Exercise details: Every line that holds the string "screenshot" is to be identified and copied.

Dataset records:
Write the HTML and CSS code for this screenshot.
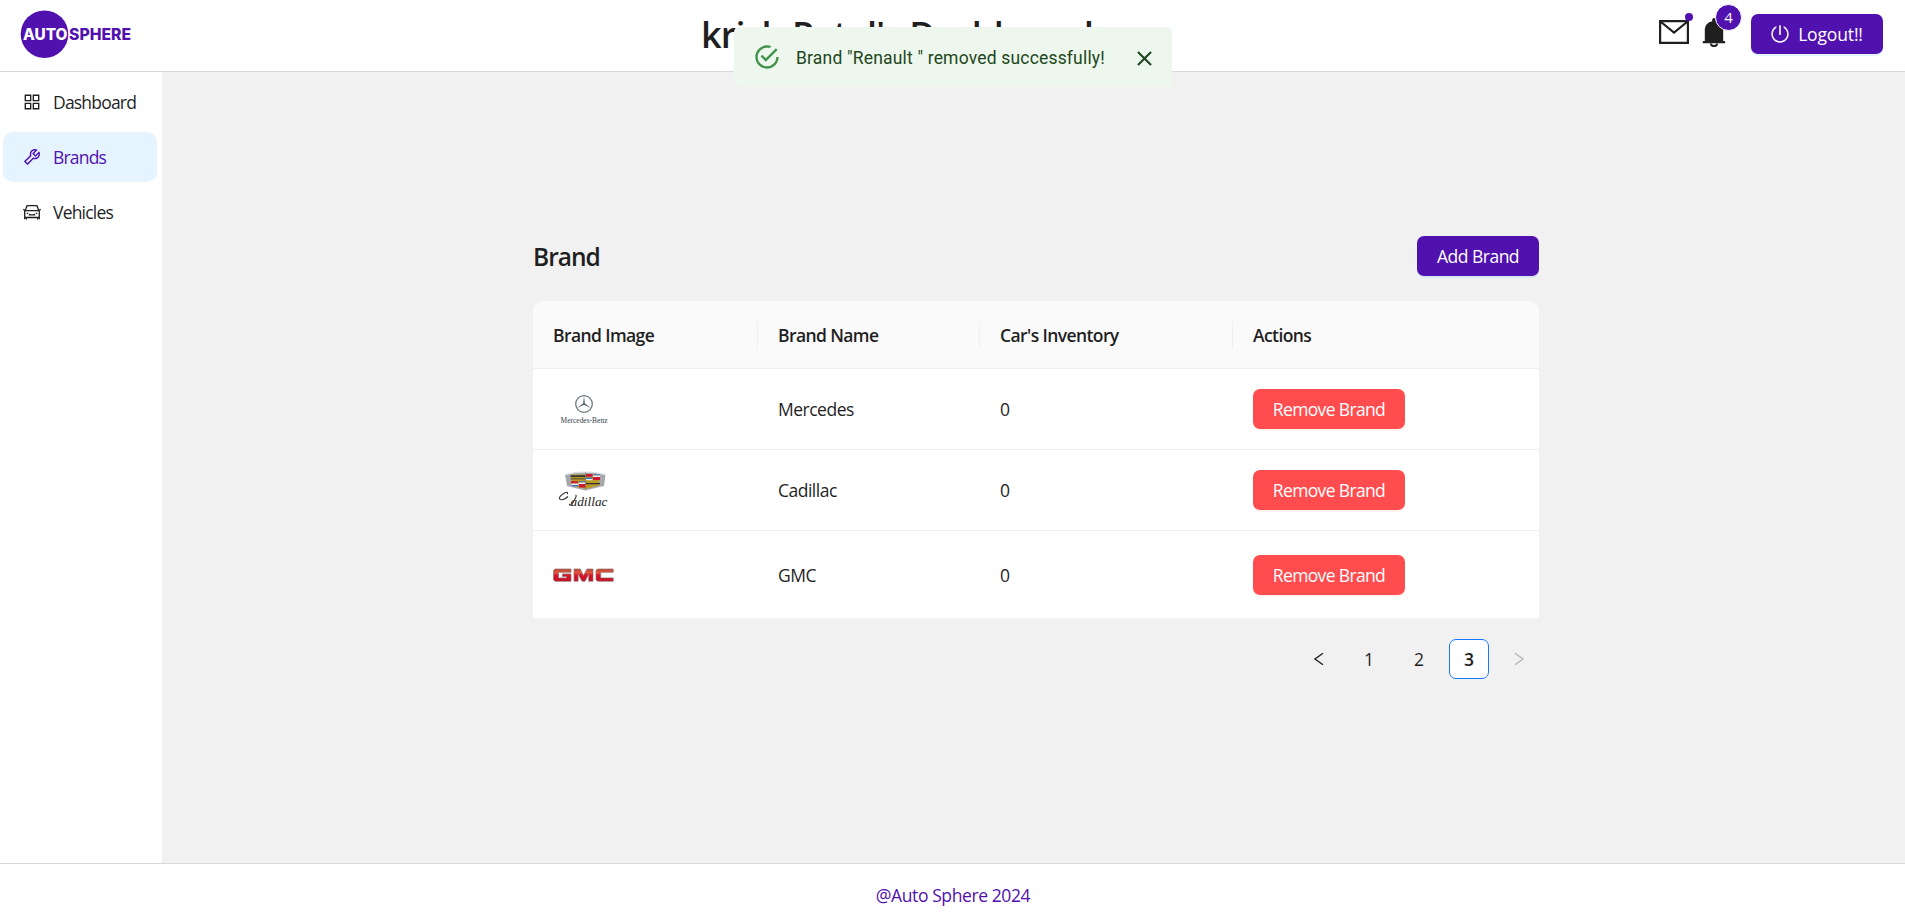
FILE: index.html
```html
<!DOCTYPE html>
<html lang="en">
<head>
<meta charset="utf-8">
<title>Auto Sphere</title>
<link rel="stylesheet" href="styles.css">
</head>
<body>
<div class="app">
  <header class="header">
    <svg class="logo" width="120" height="56" viewBox="0 0 120 56">
      <circle cx="29.5" cy="28.2" r="23.8" fill="#5111af"/>
      <text class="logo-text" x="8" y="34" fill="#fff" textLength="44.500" lengthAdjust="spacingAndGlyphs">AUTO</text>
      <text class="logo-text" x="54" y="34" fill="#5111af" textLength="62" lengthAdjust="spacingAndGlyphs">SPHERE</text>
    </svg>
    <h1 class="title">krish Patel's Dashboard</h1>
    <div class="actions">
      <span class="notify mail">
        <svg width="30" height="24" viewBox="0 0 30 24" fill="none" stroke="#1f1f1f" stroke-width="2.2"><path d="M1.1 1.1h27.8v21.8H1.1zM2 2l13 10.5L28 2"/></svg>
        <i class="dot"></i>
      </span>
      <span class="notify bell">
        <svg width="24" height="30" viewBox="0 0 24 30" fill="#1f1f1f"><path d="M12 1c1 0 1.8.8 1.8 2v1.2c4.600.8 7.400 4.400 7.400 8.800v11h1.300a.7.7 0 0 1 .7.7v1.600H.8v-1.600a.7.7 0 0 1 .7-.7h1.300V13c0-4.400 2.800-8 7.400-8.800V3c0-1.200.8-2 1.800-2z"/><path d="M9 26.500a3 2.600 0 0 0 6 0" fill="none" stroke="#1f1f1f" stroke-width="2"/></svg>
        <b class="count">4</b>
      </span>
      <button class="btn logout">
        <svg width="18" height="18" viewBox="64 64 896 896" fill="currentColor"><path d="M705.6 124.9a8 8 0 00-11.6 7.2v64.2c0 5.500 2.900 10.600 7.500 13.600a352.200 352.200 0 0162.200 49.800c32.700 32.800 58.400 70.900 76.300 113.300a355 355 0 0127.900 138.700c0 48.100-9.400 94.800-27.900 138.700a355.920 355.920 0 01-76.300 113.300 353.060 353.060 0 01-113.200 76.400c-43.800 18.600-90.500 28-138.500 28s-94.700-9.400-138.500-28a353.060 353.060 0 01-113.200-76.400A355.920 355.920 0 01184 650.400a355 355 0 01-27.900-138.700c0-48.100 9.400-94.800 27.900-138.700 17.900-42.400 43.600-80.500 76.300-113.300 19-19 39.800-35.600 62.200-49.800 4.700-2.900 7.500-8.100 7.500-13.600V132c0-6-6.300-9.800-11.600-7.200C178.500 195.200 82 339.300 80 506.300 77.200 745.100 272.500 943.500 511.200 944c239 .5 432.800-193.300 432.800-432.400 0-169.200-97-315.700-238.400-386.700zM480 560h64c4.400 0 8-3.600 8-8V88c0-4.400-3.600-8-8-8h-64c-4.400 0-8 3.600-8 8v464c0 4.400 3.600 8 8 8z"/></svg>
        <span>Logout!!</span>
      </button>
    </div>
  </header>

  <div class="body">
    <nav class="sidebar">
      <a class="nav-item">
        <svg width="18" height="18" viewBox="64 64 896 896" fill="currentColor"><path fill-rule="evenodd" d="M144 144h336v336H144zM212 212v200h200V212zM544 144h336v336H544zM612 212v200h200V212zM144 544h336v336H144zM212 612v200h200V612zM544 544h336v336H544zM612 612v200h200V612z"/></svg>
        <span>Dashboard</span>
      </a>
      <a class="nav-item selected">
        <svg width="18" height="18" viewBox="64 64 896 896" fill="currentColor"><path d="M876.6 239.5c-.5-.9-1.200-1.800-2-2.500-5-5-13.100-5-18.100 0L684.200 409.300l-67.900-67.900L788.700 169c.8-.8 1.400-1.600 2-2.500 3.600-6.100 1.600-13.900-4.500-17.500-98.200-58-226.800-44.700-311.300 39.700-67 67-89.200 162-66.500 247.400l-293 293c-3 3-2.800 7.900.3 11l169.700 169.700c3.100 3.100 8.100 3.300 11 .3l292.900-292.900c85.500 22.800 180.500.7 247.600-66.400 84.400-84.500 97.700-213.100 39.700-311.300zM786 499.800c-58.100 58.100-145.300 69.300-214.600 33.600l-8.800 8.800-.1-.1-274 274.100-79.200-79.200 230.100-230.100s0 .1.1.1l52.800-52.800c-35.700-69.300-24.500-156.500 33.600-214.600a184.200 184.200 0 01144-53.500L537 318.900a32.050 32.050 0 000 45.300l124.500 124.500a32.050 32.050 0 0045.300 0l132.800-132.800c3.700 51.800-14.400 104.800-53.600 143.900z"/></svg>
        <span>Brands</span>
      </a>
      <a class="nav-item">
        <svg width="18" height="18" viewBox="0 0 18 18" fill="none" stroke="currentColor" stroke-width="1.300"><path d="M2.200 7.600L4 2.700h10l1.800 4.900M.3 6.300l1.900 1.300h13.600l1.900-1.300M1.700 16.300V8.600l.9-1h12.800l.9 1v7.700M1.700 14.500h14.600M3.400 14.500v2M14.600 14.500v2"/><path d="M6.500 10.800v1h5v-1M3.700 10.300h1.500M12.800 10.300h1.500"/></svg>
        <span>Vehicles</span>
      </a>
    </nav>

    <main class="content">
      <section class="panel">
        <div class="panel-head">
          <h2 class="panel-title">Brand</h2>
          <button class="btn add">Add Brand</button>
        </div>
        <div class="table">
          <div class="row head">
            <div class="cell">Brand Image</div><div class="cell">Brand Name</div><div class="cell">Car's Inventory</div><div class="cell">Actions</div>
          </div>
          <div class="row">
            <div class="cell">
              <svg width="62" height="40" viewBox="0 0 62 40">
                <circle cx="31" cy="15" r="8.300" fill="#fff" stroke="#68777f" stroke-width="1.300"/>
                <path d="M31 6.800l.8 7.600 6.600 4.800-7.400-3.400-7.400 3.400 6.600-4.800z" fill="#44545e"/>
                <text class="benz" x="7.500" y="33.500" textLength="47" lengthAdjust="spacingAndGlyphs">Mercedes-Benz</text>
              </svg>
            </div>
            <div class="cell">Mercedes</div><div class="cell">0</div>
            <div class="cell"><button class="btn remove">Remove Brand</button></div>
          </div>
          <div class="row">
            <div class="cell">
              <svg width="62" height="40" viewBox="0 0 62 40">
                <path d="M12 4.500Q32-.5 52.500 4.500L51 16Q42 18 32.500 20.500 22 18 14 16z" fill="#a5a9ad"/>
                <path d="M12.500 4.500Q32-.3 52 4.500" fill="none" stroke="#dcdfe1" stroke-width="1.400"/>
                <path d="M18 4.500h29l-1 11-13.500 3.500L19 15.500z" fill="#b99a26"/>
                <path d="M17.500 5.300h15v1.600h-15zM17.500 8.500h15v.8h-15zM33 13h14v1.200H33z" fill="#333"/>
                <path d="M33 4h6.500v2.800H33zM40 7h7v3h-7zM18 11.300h7v2.200h-7zM26 14h6.500v3.500H26z" fill="#cf1730"/>
                <path d="M40 4.300h7v1.200h-7zM33 7.500h6.500V9H33zM26 11.300h6.500v1.200H26zM19 15h6.500v1.200H19z" fill="#3975bd"/>
                <path d="M40 5.500h7V7h-7zM33 9h6.500v1.300H33zM26 12.500h6.500V14H26zM18.500 13.500h7V15h-7z" fill="#e9edf2"/>
                <path d="M32.500 2.500v17" stroke="#777" stroke-width=".7"/>
                <text class="cadillac" x="17.500" y="35.500" textLength="37" lengthAdjust="spacingAndGlyphs">adillac</text>
                <path d="M14 24c1.500-1.500 0-2.300-2-1.300-4 2-6.500 4.800-5.300 6.300s5.300.5 8.300-2.500M22.500 25c2 .5-1 5-3.500 9-1.500 2-3.500 1-2 0" fill="none" stroke="#333" stroke-width="1.100"/>
              </svg>
            </div>
            <div class="cell">Cadillac</div><div class="cell">0</div>
            <div class="cell"><button class="btn remove">Remove Brand</button></div>
          </div>
          <div class="row tall">
            <div class="cell">
              <svg width="62" height="40" viewBox="0 0 62 40">
                <defs><linearGradient id="red" x1="0" y1="0" x2="0" y2="1"><stop offset="0" stop-color="#c2402f"/><stop offset=".3" stop-color="#e4573e"/><stop offset=".5" stop-color="#d8152a"/><stop offset="1" stop-color="#c80d22"/></linearGradient></defs>
                <g fill="url(#red)" stroke="#8a706e" stroke-width=".7">
                  <path d="M2 14h16v3.300H5.500v5.600h8v-1.400H9.500v-2.600H18v7.400H2L.5 24.700v-9.200z"/>
                  <path d="M21 26.200V14h6.200l3.300 6.500L34 14h6v12.200h-4.300v-7.300l-3.700 7.300h-3l-3.900-7.300v7.300z"/>
                  <path d="M44.500 14h15.700v3.300H47.700v5.600h12.500v3.300H44.500L43 24.700v-9.200z"/>
                </g>
              </svg>
            </div>
            <div class="cell">GMC</div><div class="cell">0</div>
            <div class="cell"><button class="btn remove">Remove Brand</button></div>
          </div>
        </div>
        <div class="pages">
          <span class="page"><svg width="14" height="14" viewBox="0 0 14 14" fill="none" stroke="#1f1f1f" stroke-width="1.400"><path d="M11 1.300L3 7l8 5.700"/></svg></span>
          <span class="page">1</span><span class="page">2</span><span class="page current">3</span>
          <span class="page"><svg width="14" height="14" viewBox="0 0 14 14" fill="none" stroke="#b5b5b5" stroke-width="1.400"><path d="M3 1.300L11 7l-8 5.700"/></svg></span>
        </div>
      </section>
    </main>
  </div>

  <footer class="footer"><span>@Auto Sphere 2024</span></footer>
</div>

<div class="toast">
  <svg width="28" height="28" viewBox="0 0 24 24" fill="#43934a"><path d="M20,12A8,8 0 0,1 12,20A8,8 0 0,1 4,12A8,8 0 0,1 12,4C12.760,4 13.500,4.110 14.200,4.310L15.770,2.740C14.610,2.260 13.340,2 12,2A10,10 0 0,0 2,12A10,10 0 0,0 12,22A10,10 0 0,0 22,12M7.910,10.080L6.500,11.500L11,16L21,6L19.590,4.580L11,13.170L7.910,10.080Z"/></svg>
  <span class="toast-text">Brand "Renault " removed successfully!</span>
  <svg class="close" width="25" height="25" viewBox="0 0 24 24" fill="#1e4620"><path d="M19 6.410L17.590 5 12 10.590 6.410 5 5 6.410 10.590 12 5 17.590 6.410 19 12 13.410 17.590 19 19 17.590 13.410 12z"/></svg>
</div>
</body>
</html>
```
FILE: styles.css
```css
* { box-sizing: border-box; }
body {
  margin: 0;
  background: #fff;
  color: #1f1f1f;
  font: 17.5px/28px "Open Sans", "Noto Sans", sans-serif;
  letter-spacing: -0.5px;
}
.app { display: flex; flex-direction: column; height: 922px; overflow: hidden; }

.header {
  display: flex;
  justify-content: space-between;
  align-items: flex-start;
  height: 72px;
  padding: 0 22px 0 15px;
  border-bottom: 1px solid #d9d9d9;
}
.logo { margin-top: 6px; }
.logo-text { font: 800 15.5px Inter, sans-serif; letter-spacing: 0; }
.title {
  margin: 10px 0 0;
  font-size: 36px;
  line-height: 50px;
  font-weight: 600;
  letter-spacing: -0.8px;
  white-space: nowrap;
}
.actions { display: flex; }
.notify { position: relative; height: 30px; }
.notify svg { display: block; }
.mail { margin: 20px 13px 0 0; }
.bell { margin: 17px 25px 0 0; }
.dot {
  position: absolute; top: -7px; right: -4px;
  width: 8px; height: 8px; border-radius: 50%; background: #5111af;
}
.count {
  position: absolute; top: -13px; left: 13px;
  width: 27px; height: 27px;
  border: 1px solid #fff; border-radius: 50%;
  background: #5111af; color: #fff;
  font-size: 15px; line-height: 25px; font-weight: 400; text-align: center; letter-spacing: 0;
}
.btn {
  display: flex; align-items: center; justify-content: center;
  height: 40px; padding: 0;
  border: 0; border-radius: 7px;
  color: #fff; font: inherit; letter-spacing: -0.5px; white-space: nowrap;
}
.logout { width: 132px; margin-top: 14px; gap: 9px; background: #5111af; letter-spacing: -0.15px; box-shadow: 0 2px 0 rgba(5, 145, 255, .1); }
.add { width: 122px; background: #5111af; box-shadow: 0 2px 0 rgba(5, 145, 255, .1); }
.remove { width: 152px; background: #ff4d4f; letter-spacing: -0.65px; box-shadow: 0 2px 0 rgba(255, 38, 5, .06); }

.body { display: flex; flex: 1; }
.sidebar { display: flex; flex-direction: column; gap: 5px; width: 162px; padding: 5px 5px 0 3px; letter-spacing: -0.8px; }
.nav-item { display: flex; align-items: center; gap: 12px; height: 50px; padding-left: 20px; border-radius: 10px; }
.selected { background: #e6f4ff; color: #5111af; }

.content { display: flex; flex: 1; justify-content: center; padding-top: 164px; background: #f1f1f1; }
.panel { width: 1006px; margin-left: 5px; }
.panel-head { display: flex; justify-content: space-between; height: 65px; }
.panel-title { margin: 0; font-size: 24.5px; line-height: 42px; font-weight: 600; letter-spacing: -1px; }

.table { border-radius: 10px 10px 0 0; background: #fff; overflow: hidden; }
.row {
  display: grid;
  grid-template-columns: 225px 222px 253px 306px;
  align-items: center;
  height: 81px;
  border-bottom: 1px solid #f0f0f0;
}
.head { height: 68px; background: #fafafa; font-weight: 600; letter-spacing: -0.6px; }
.tall { height: 87px; border-bottom: 0; padding-top: 1px; }
.cell { padding-left: 20px; }
.cell svg { display: block; }
.head .cell { border-right: 1px solid #f0f0f0; }
.head .cell:last-child { border-right: 0; }
.benz { font: 8px "Liberation Serif", serif; fill: #34434c; letter-spacing: 0; }
.cadillac { font: italic 12px "Liberation Serif", serif; fill: #222; letter-spacing: 0; }

.pages { display: flex; justify-content: flex-end; gap: 10px; margin-top: 21px; }
.page { display: flex; align-items: center; justify-content: center; width: 40px; height: 40px; letter-spacing: 0; }
.current { border: 1px solid #1677ff; border-radius: 7px; background: #fff; font-weight: 600; }

.footer { display: flex; justify-content: center; height: 59px; padding: 17px 0 0 1px; border-top: 1px solid #d9d9d9; color: #5111af; letter-spacing: -0.4px; }

.toast {
  position: absolute; top: 27px; left: 734px;
  display: flex; align-items: center;
  width: 438px; height: 60px; padding: 0 15px 0 19px;
  border-radius: 5px; background: #edf7ed; color: #1e4620;
}
.toast-text { margin: 2px 0 0 15px; font: 17.5px/28px Roboto, sans-serif; letter-spacing: 0.18px; white-space: nowrap; }
.close { margin-left: auto; margin-top: 2px; }
```
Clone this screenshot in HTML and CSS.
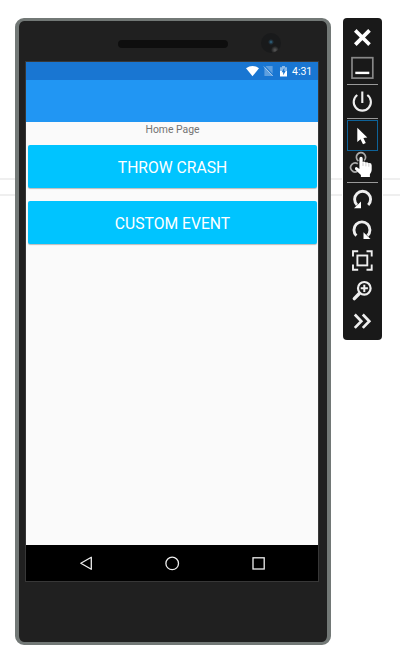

Full output:
Write the HTML and CSS code for this screenshot.
Clone this screenshot in HTML and CSS.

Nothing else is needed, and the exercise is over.